Officers of the former Libyan army on Sunday defended the institution’s role in the revolution which brought down Moamer Kadhafi and pledged its support for the country’s new rulers.
The military “fought alongside civilian revolutionaries right from the start of the uprising in February,” insisted General Ahmed al-Gotrani at a conference in the city of Benghazi on preparations for the formation of a new Libyan army.
“We backed up the revolutionaries with our experience, our advice, but also with arms and equipment,” said the general, who stressed he was speaking on behalf of the whole army.
“Our army was treated with contempt and ignored by Colonel Kadhafi,” Gotrani said, adding that “many soldiers were killed and sacrificed for the revolution.”

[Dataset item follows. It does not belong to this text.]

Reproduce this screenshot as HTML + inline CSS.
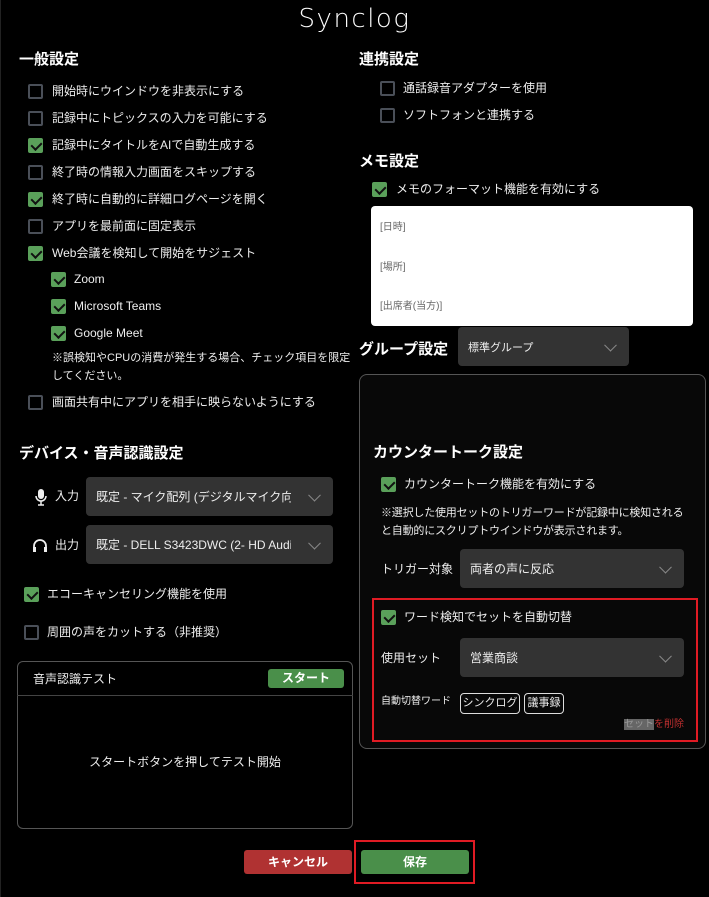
<!DOCTYPE html>
<html><head><meta charset="utf-8"><style>
*{margin:0;padding:0;box-sizing:border-box}
body{width:709px;height:897px;background:#000;color:#eee;font-family:"Liberation Sans","Noto Sans CJK JP",sans-serif;position:relative;overflow:hidden;font-size:12px}
.a{position:absolute;white-space:nowrap}
.h{font-weight:bold;font-size:15px;color:#fff}
.cb{position:absolute;width:15px;height:15px;border:2px solid #4a4f58;border-radius:2px}
.cb.on{background:#5aa05a;border-color:#5aa05a}
.cb.on::after{content:"";position:absolute;left:3px;top:0px;width:5px;height:8px;border:solid #111;border-width:0 2px 2px 0;transform:rotate(45deg)}
.t{position:absolute;font-size:12px;line-height:14px;color:#eee;white-space:nowrap}
.sel{position:absolute;background:#333;border-radius:4px;font-size:12px;color:#eee;padding-left:10px;display:flex;align-items:center;white-space:nowrap}
.sel span{overflow:hidden;display:block}
.sel::after{content:"";position:absolute;right:14px;top:50%;width:8px;height:8px;border:solid #888;border-width:0 1.5px 1.5px 0;transform:translateY(-70%) rotate(45deg)}
</style></head><body>
<div style="position:absolute;left:0;top:0;width:1px;height:897px;background:#222"></div>
<div class="a" style="left:0;width:709px;text-align:center;top:4px;font-size:26px;color:#fff;letter-spacing:1.5px;font-family:'DejaVu Sans',sans-serif;font-weight:300">Synclog</div>

<div class="a h" style="left:19px;top:48px">一般設定</div>
<div class="cb" style="left:28px;top:84px"></div><div class="t" style="left:52px;top:84px">開始時にウインドウを非表示にする</div>
<div class="cb" style="left:28px;top:111px"></div><div class="t" style="left:52px;top:111px">記録中にトピックスの入力を可能にする</div>
<div class="cb on" style="left:28px;top:138px"></div><div class="t" style="left:52px;top:138px">記録中にタイトルをAIで自動生成する</div>
<div class="cb" style="left:28px;top:165px"></div><div class="t" style="left:52px;top:165px">終了時の情報入力画面をスキップする</div>
<div class="cb on" style="left:28px;top:192px"></div><div class="t" style="left:52px;top:192px">終了時に自動的に詳細ログページを開く</div>
<div class="cb" style="left:28px;top:219px"></div><div class="t" style="left:52px;top:219px">アプリを最前面に固定表示</div>
<div class="cb on" style="left:28px;top:246px"></div><div class="t" style="left:52px;top:246px">Web会議を検知して開始をサジェスト</div>
<div class="cb on" style="left:51px;top:272px"></div><div class="t" style="left:74px;top:272px">Zoom</div>
<div class="cb on" style="left:51px;top:299px"></div><div class="t" style="left:74px;top:299px">Microsoft Teams</div>
<div class="cb on" style="left:51px;top:326px"></div><div class="t" style="left:74px;top:326px">Google Meet</div>
<div class="t" style="left:52px;top:349px;font-size:11px;line-height:18px;white-space:normal;width:300px">※誤検知やCPUの消費が発生する場合、チェック項目を限定してください。</div>
<div class="cb" style="left:28px;top:395px"></div><div class="t" style="left:52px;top:395px">画面共有中にアプリを相手に映らないようにする</div>

<div class="a h" style="left:19px;top:442px">デバイス・音声認識設定</div>
<svg class="a" style="left:34px;top:488px" width="14" height="18" viewBox="0 0 14 18"><rect x="4" y="1" width="6" height="10" rx="3" fill="#eee"/><path d="M2 8a5 5 0 0 0 10 0M7 13v4M4 17h6" stroke="#eee" stroke-width="1.5" fill="none"/></svg>
<div class="t" style="left:55px;top:489px">入力</div>
<div class="sel" style="left:86px;top:477px;width:247px;height:39px;padding-right:42px"><span>既定 - マイク配列 (デジタルマイク向けイ</span></div>
<svg class="a" style="left:32px;top:537px" width="16" height="16" viewBox="0 0 16 16"><path d="M2 14V9a6 6 0 0 1 12 0v5" stroke="#eee" stroke-width="1.8" fill="none"/><rect x="1" y="10" width="3" height="5" fill="#eee"/><rect x="12" y="10" width="3" height="5" fill="#eee"/></svg>
<div class="t" style="left:55px;top:538px">出力</div>
<div class="sel" style="left:86px;top:525px;width:247px;height:39px;padding-right:42px"><span>既定 - DELL S3423DWC (2- HD Audio Driv</span></div>
<div class="cb on" style="left:24px;top:587px"></div><div class="t" style="left:47px;top:587px">エコーキャンセリング機能を使用</div>
<div class="cb" style="left:24px;top:625px"></div><div class="t" style="left:47px;top:625px">周囲の声をカットする（非推奨）</div>

<div class="a" style="left:17px;top:661px;width:336px;height:168px;border:1px solid #555;border-radius:6px"></div>
<div class="a" style="left:17px;top:695px;width:336px;height:1px;background:#444"></div>
<div class="t" style="left:33px;top:672px">音声認識テスト</div>
<div class="a" style="left:268px;top:669px;width:76px;height:19px;background:#4a8f4a;border-radius:3px;color:#fff;font-weight:bold;font-size:12px;text-align:center;line-height:19px">スタート</div>
<div class="t" style="left:0;width:370px;text-align:center;top:755px">スタートボタンを押してテスト開始</div>

<div class="a h" style="left:359px;top:48px">連携設定</div>
<div class="cb" style="left:380px;top:81px"></div><div class="t" style="left:403px;top:81px">通話録音アダプターを使用</div>
<div class="cb" style="left:380px;top:108px"></div><div class="t" style="left:403px;top:108px">ソフトフォンと連携する</div>
<div class="a h" style="left:359px;top:150px">メモ設定</div>
<div class="cb on" style="left:372px;top:182px"></div><div class="t" style="left:396px;top:182px">メモのフォーマット機能を有効にする</div>
<div class="a" style="left:371px;top:206px;width:322px;height:120px;background:#fff;border-radius:4px;color:#666;font-size:10px">
<div class="a" style="left:9px;top:12px">[日時]</div><div class="a" style="left:9px;top:52px">[場所]</div><div class="a" style="left:9px;top:91px">[出席者(当方)]</div></div>

<div class="a h" style="left:359px;top:338px">グループ設定</div>
<div class="sel" style="left:458px;top:327px;width:171px;height:39px;font-size:11px">標準グループ</div>

<div class="a" style="left:359px;top:374px;width:347px;height:375px;border:1px solid #555;border-radius:8px;background:#080808"></div>
<div class="a h" style="left:373px;top:441px">カウンタートーク設定</div>
<div class="cb on" style="left:381px;top:477px"></div><div class="t" style="left:404px;top:477px">カウンタートーク機能を有効にする</div>
<div class="t" style="left:381px;top:504px;font-size:11px;line-height:18px;white-space:normal;width:312px;letter-spacing:-0.2px">※選択した使用セットのトリガーワードが記録中に検知されると自動的にスクリプトウインドウが表示されます。</div>
<div class="t" style="left:381px;top:562px">トリガー対象</div>
<div class="sel" style="left:460px;top:549px;width:224px;height:39px">両者の声に反応</div>
<div class="a" style="left:372px;top:598px;width:326px;height:144px;border:2px solid #e01b24"></div>
<div class="cb on" style="left:381px;top:610px"></div><div class="t" style="left:404px;top:610px">ワード検知でセットを自動切替</div>
<div class="t" style="left:381px;top:651px">使用セット</div>
<div class="sel" style="left:460px;top:638px;width:224px;height:39px">営業商談</div>
<div class="t" style="left:381px;top:695px;font-size:10px">自動切替ワード</div>
<div class="a" style="left:460px;top:693px;width:60px;height:21px;border:1px solid #ddd;border-radius:4px;font-size:11px;text-align:center;line-height:19px">シンクログ</div>
<div class="a" style="left:524px;top:693px;width:40px;height:21px;border:1px solid #ddd;border-radius:4px;font-size:11px;text-align:center;line-height:19px">議事録</div>
<div class="a" style="left:624px;top:718px;font-size:10px;line-height:14px"><span style="background:#666;color:#999">セット</span><span style="color:#c03030">を削除</span></div>

<div class="a" style="left:244px;top:850px;width:108px;height:24px;background:#b03232;border-radius:3px;color:#fff;font-weight:bold;text-align:center;line-height:24px">キャンセル</div>
<div class="a" style="left:361px;top:850px;width:108px;height:24px;background:#4a8f4a;border-radius:3px;color:#fff;font-weight:bold;text-align:center;line-height:24px">保存</div>
<div class="a" style="left:354px;top:840px;width:121px;height:44px;border:2px solid #e01b24"></div>
</body></html>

He hailed the revolutionaries and dismissed charges of complicity with the Kadhafi regime from some heads of the NATO-backed volunteer brigades which ousted the veteran leader in several months of fierce fighting.
Many of them are refusing to join Libya’s new military, which is to be made up mostly of senior figures from Kadhafi’s army.
At the conference, an “army declaration” was drawn up committing it to “the legitimate authorities chosen by the people and today represented by the National Transitional Council.”
“The national army has nothing to do with politics. It has never been opposed to the revolutionaries and never will be,” the declaration reads.
The revolution which kicked off in February “belongs to the whole nation … We will never accept any attempt to sabotage the revolution and the unity of the New Libya,” it said.